Shortly after an overland relief expedition that Westmoreland
organized freed the garrison of Khe Sanh, President Johnson
announced Westy’s promotion to Army Chief of Staff. Westy took up
the reins in Washington in July 1968. He supported his successor
at MACV, Gen. Creighton Abrams, who changed tactics to a more
pacification-oriented approach. Westmoreland also played
significant roles in experimenting with new Army organizations,
including the triple capability (airmobile, armor, infantry) army
division, the development of what became the M-1 Abrams tank, and
the end of the draft and creation of the all-volunteer army, which
helped end the morale problems that became endemic in the Army
during the latter stages of the Vietnam War.
Westmoreland retired at the height of the NVA’s Easter Offensive
in July 1972. He returned to the family home in Spartanburg, South
Carolina. He published his memoir, A Soldier Reports, in 1976. He
marched at the head of the parade of veterans and gave the keynote
speech at the dedication of the Vietnam Veterans Memorial in 1982.

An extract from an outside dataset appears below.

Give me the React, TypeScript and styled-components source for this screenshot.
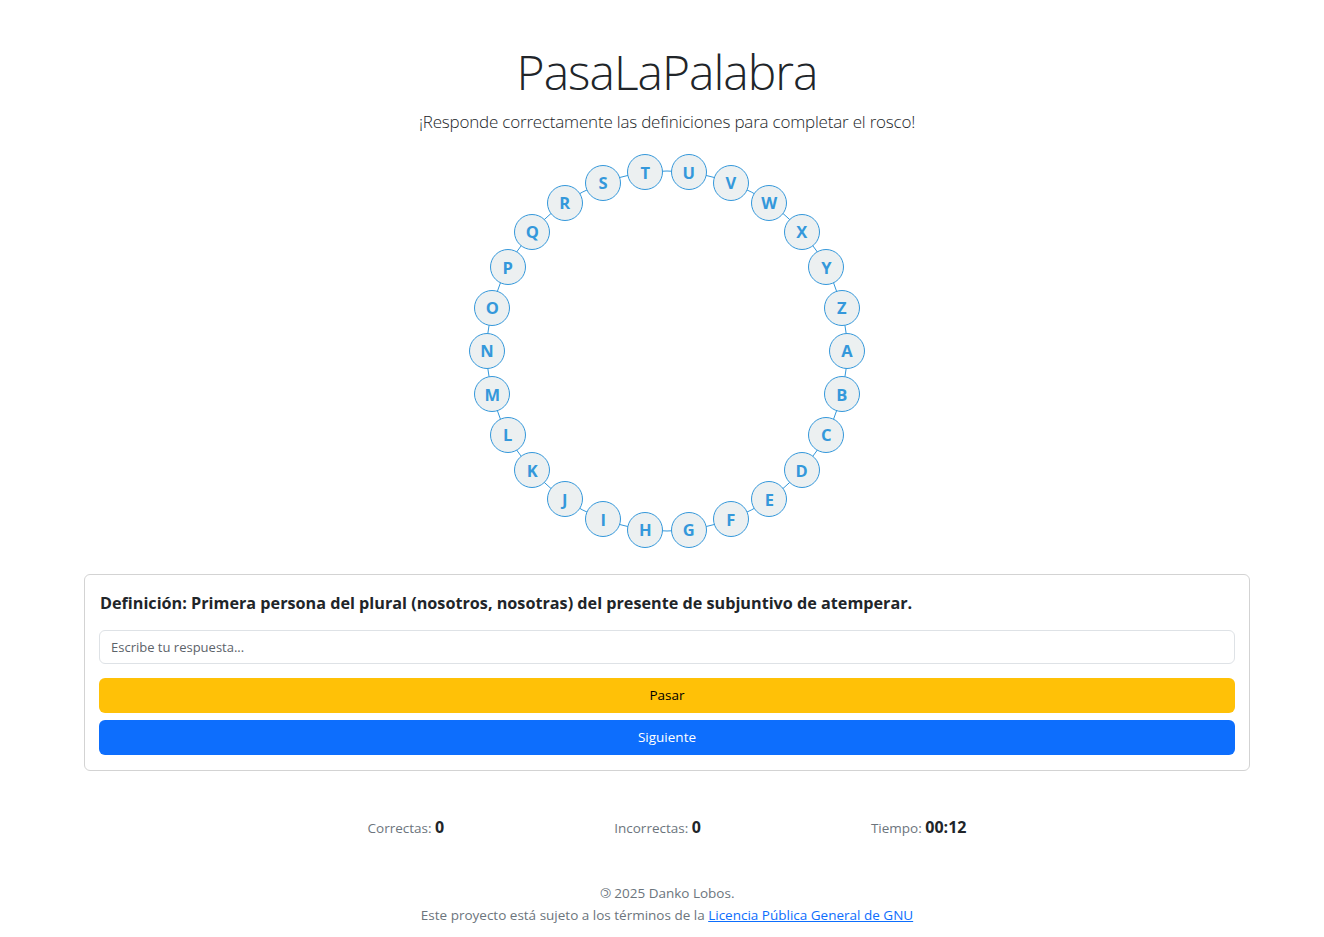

After a CBS Television documentary, “Vietnam: The Uncounted
Enemy,” alleged that Gen. Westmoreland and others had been
complicit in a deliberate manipulation of the Vietnam War
intelligence, the general filed a $120 million libel suit against
the television network. The suit went to trial in 1984. The suit
produced evidence that manipulation had, in fact, occurred. When a
former MACV intelligence chief broke ranks and furnished testimony
that contradicted Westmoreland’s case, he settled the suit with
CBS in exchange for the network’s apology.
Afterwards the general lived quietly in retirement. He died at age
91 of natural causes on July 18 at the Bishop Gadsden Retirement
Home in Charleston, where he had lived for several years.